The world is changing. People do not exist to serve their governments or their kings. Governments exist to serve the people, so the people should have a say in those governments.

One of the most interesting aspects of this story is that it starts right after the coup takes place. We don’t see the alliances and months of planning leading up to it. Instead, we start with a bloodbath and follow the characters as they deal with the consequences of ending the Age of Kings. We have the struggle of the Powder Mages and their supporters versus the surviving royalists, the set up of a new way of ruling the country, and legends that maybe should be taken seriously.

I loved every single aspect of this story. The coup and Tamas’ reasons for it, the battle against the royalists, the battle at the borders of the country, the investigation into who betrayed him, the magic and world… Everything about this novel was fantastic. I wasn’t bored for a second!


I mentioned before that I would go in to more detail on the Royal Cabal. In this world, each country has a King who is supported by their Royal Cabal. They’re mages called Privileged, who support and protect the King. Aside from the Privileged, you also have Magebreakers and Powder Mages in this world. Privileged use the Else to do magic while Magebreakers cut off their access to the Else leaving them unable to use magic. Powder Mages have powers focused on manipulating gun powder such as pushing bullets, extremely accurate shots from miles away, igniting gunpowder/bombs from far away, incredibly eyesight, and so on. They do need access to gunpowder to do this, snorting it to enhance their powers.

I found this such a unique magic system. Maybe it’s because I haven’t read a lot of gunpowder/flintlock fantasy yet, but I loved the idea of Powder Mages and discovering what their specialties were.

I also loved learning more about the history of the world, especially the mythology and legends. Those become more important towards the second half of the book, and watching them unfold was incredibly enjoyable. I don’t want to say anything more than this because I believe the reader should discover these secrets as they read but the myths and legends relate to gods as well as magic and the Else.
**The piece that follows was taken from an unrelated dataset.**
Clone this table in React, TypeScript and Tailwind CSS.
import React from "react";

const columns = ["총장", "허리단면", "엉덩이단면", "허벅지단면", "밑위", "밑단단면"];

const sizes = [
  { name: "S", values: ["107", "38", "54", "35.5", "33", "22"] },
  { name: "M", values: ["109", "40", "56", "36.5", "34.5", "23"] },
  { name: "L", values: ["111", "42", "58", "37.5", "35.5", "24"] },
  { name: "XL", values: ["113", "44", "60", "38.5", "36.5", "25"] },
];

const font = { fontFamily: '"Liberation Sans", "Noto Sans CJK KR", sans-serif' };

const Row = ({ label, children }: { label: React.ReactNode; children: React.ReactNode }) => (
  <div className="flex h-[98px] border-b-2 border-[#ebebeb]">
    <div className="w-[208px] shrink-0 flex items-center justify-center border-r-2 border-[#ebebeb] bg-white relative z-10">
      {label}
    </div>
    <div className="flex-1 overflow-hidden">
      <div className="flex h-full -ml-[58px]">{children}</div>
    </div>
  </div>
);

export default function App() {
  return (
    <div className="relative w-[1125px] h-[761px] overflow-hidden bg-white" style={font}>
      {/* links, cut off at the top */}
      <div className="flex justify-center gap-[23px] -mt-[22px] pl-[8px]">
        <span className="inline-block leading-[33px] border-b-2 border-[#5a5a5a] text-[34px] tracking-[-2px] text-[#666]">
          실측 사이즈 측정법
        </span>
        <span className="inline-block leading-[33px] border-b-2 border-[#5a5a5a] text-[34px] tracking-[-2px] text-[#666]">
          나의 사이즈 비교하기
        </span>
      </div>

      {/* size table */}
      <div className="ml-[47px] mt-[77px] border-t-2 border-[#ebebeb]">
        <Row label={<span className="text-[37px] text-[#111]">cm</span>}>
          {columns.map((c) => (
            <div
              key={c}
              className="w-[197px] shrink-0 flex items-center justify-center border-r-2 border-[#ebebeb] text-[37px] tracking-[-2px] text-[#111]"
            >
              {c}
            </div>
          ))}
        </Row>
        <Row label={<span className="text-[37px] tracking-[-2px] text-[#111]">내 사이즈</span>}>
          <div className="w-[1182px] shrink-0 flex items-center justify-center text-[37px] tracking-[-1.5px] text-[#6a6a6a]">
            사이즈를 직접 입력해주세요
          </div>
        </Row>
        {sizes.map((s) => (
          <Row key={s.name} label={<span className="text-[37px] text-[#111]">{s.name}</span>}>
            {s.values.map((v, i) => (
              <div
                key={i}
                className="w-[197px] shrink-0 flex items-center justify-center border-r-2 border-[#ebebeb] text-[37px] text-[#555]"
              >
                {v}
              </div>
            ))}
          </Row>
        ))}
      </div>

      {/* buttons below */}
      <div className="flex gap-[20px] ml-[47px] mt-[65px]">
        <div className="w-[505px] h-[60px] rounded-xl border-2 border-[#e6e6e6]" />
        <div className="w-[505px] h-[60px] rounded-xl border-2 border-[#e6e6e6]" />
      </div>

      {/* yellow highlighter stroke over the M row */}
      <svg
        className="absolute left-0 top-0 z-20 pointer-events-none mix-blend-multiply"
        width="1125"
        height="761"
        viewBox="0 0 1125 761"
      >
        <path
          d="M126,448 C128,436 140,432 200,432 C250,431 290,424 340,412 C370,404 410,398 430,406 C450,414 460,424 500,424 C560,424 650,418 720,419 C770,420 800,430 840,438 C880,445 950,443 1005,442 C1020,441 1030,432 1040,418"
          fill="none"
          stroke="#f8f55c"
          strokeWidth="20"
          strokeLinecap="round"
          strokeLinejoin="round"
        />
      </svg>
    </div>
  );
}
Obviously we need to talk about Tamas, the Field Marshal who has killed the Age of Kings. I haven’t read a book from an older guy in so long, and I quite liked the change of pace it provided. The Field Marshal is 60 years old, making his achievements believable and realistic – as realistic as a fantasy book can get, of course. It gives us a reason to believe in his convictions, his leadership, and strategic plans. After all, he’s been a soldier and leader for decades. Tamas is a character I both loved and hated. I loved how he would do anything for his country, how proud of and loyal he was to his Powder Mages, and how smart he was. You end up supporting his beliefs, and wanting him to win. On the other hand, you also have to bear witness to his strained relationship with his son, Taniel. While he is a great leader and Powder Mage, he is not a great father. It made me resent him for not making more of an effort for his son. Thanks to the mixed feelings the author creates surrounding Tamas, he ends up seeming like a real person to the reader.

I’ll also talk a bit about Taniel, since he’s one of the PoV characters as well. He’s Taniel’s son, and one of the most renowned Powder Mages. He comes back to Adro after a long mission, and arrives right after the coup has taken place. He’s immediately sent on another assignment by his father. There’s so much mystery surrounding him as his past slowly gets revealed, and I have so many questions I want to ask him. I want to know more about his fiance who cheated. I want to know more about Ka-Poel. Tell me all about your life, Taniel.

There are many other characters, some with their own PoV as well – such as Adamat – but I’ll let you discover those on your own.


If it isn’t clear yet, I would highly recommend this book. I thought it was a fast-paced, immersive book set in a unique and intriguing world. I love that it’s a multiple PoV book, and the characters we follow are so different. The 60-year-old Field Marshal, his marksmen son, his son’s 18-year-old mysterious companion, the ex-cop and private detective, and more. There are so many interesting characters in this novel, and I can’t wait to read more about them all. It’s got action, politics, backstabbing, magic, legends, and everything I’ve ever wanted from a fantasy book.

5 thoughts on “Review: Promise of Blood

  1. Yesssssss, I’m so glad you enjoyed this book!! Every book in the series continues to get better and better, and I have no doubt you’re going to continue to love it (but can’t wait to read your reviews and see what you think).